__PROMPT__.
Write the data out again exactly, with no pictures.
╔══
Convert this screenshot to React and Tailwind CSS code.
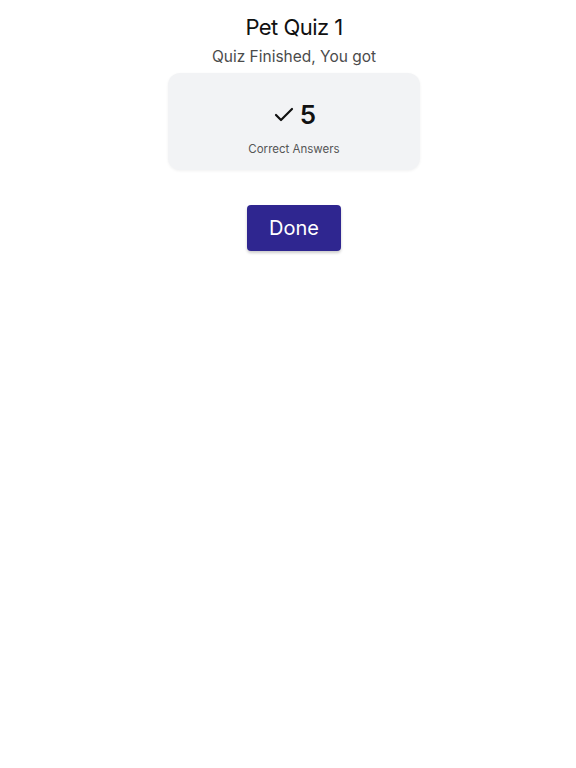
import { Check } from "lucide-react";

export default function App() {
  return (
    <div className="min-h-[768px] bg-white flex flex-col items-center pl-3 font-['Inter',sans-serif]">
      <h1 className="mt-[12px] text-[22px] leading-[30px] text-[#111] font-normal tracking-tight">Pet Quiz 1</h1>
      <p className="mt-[4px] text-[15.5px] leading-[22px] text-[#4b4b4b]">Quiz Finished, You got</p>
      <div className="mt-[5px] w-[252px] h-[97px] rounded-xl bg-[#f2f3f5] shadow-[0_1px_3px_rgba(0,0,0,0.06)] flex flex-col items-center">
        <div className="mt-[26px] flex items-center gap-[4px]">
          <Check className="w-[24px] h-[24px] text-[#111]" strokeWidth={2.2} />
          <span className="text-[26px] leading-[32px] font-semibold text-[#111]">5</span>
        </div>
        <span className="mt-[11px] text-[11.5px] leading-[14px] text-[#555]">Correct Answers</span>
      </div>
      <button className="mt-[35px] w-[94px] h-[46px] rounded-[4px] bg-[#2f2690] text-white text-[20px] shadow-[0_2px_3px_rgba(0,0,0,0.2)]">
        Done
      </button>
    </div>
  );
}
╚══
__SOLUTION FOR THIS TASK__.
Convert this screenshot to React and Tailwind CSS code.
import { Check } from "lucide-react";

export default function App() {
  return (
    <div className="min-h-[768px] bg-white flex flex-col items-center pl-3 font-['Inter',sans-serif]">
      <h1 className="mt-[12px] text-[22px] leading-[30px] text-[#111] font-normal tracking-tight">Pet Quiz 1</h1>
      <p className="mt-[4px] text-[15.5px] leading-[22px] text-[#4b4b4b]">Quiz Finished, You got</p>
      <div className="mt-[5px] w-[252px] h-[97px] rounded-xl bg-[#f2f3f5] shadow-[0_1px_3px_rgba(0,0,0,0.06)] flex flex-col items-center">
        <div className="mt-[26px] flex items-center gap-[4px]">
          <Check className="w-[24px] h-[24px] text-[#111]" strokeWidth={2.2} />
          <span className="text-[26px] leading-[32px] font-semibold text-[#111]">5</span>
        </div>
        <span className="mt-[11px] text-[11.5px] leading-[14px] text-[#555]">Correct Answers</span>
      </div>
      <button className="mt-[35px] w-[94px] h-[46px] rounded-[4px] bg-[#2f2690] text-white text-[20px] shadow-[0_2px_3px_rgba(0,0,0,0.2)]">
        Done
      </button>
    </div>
  );
}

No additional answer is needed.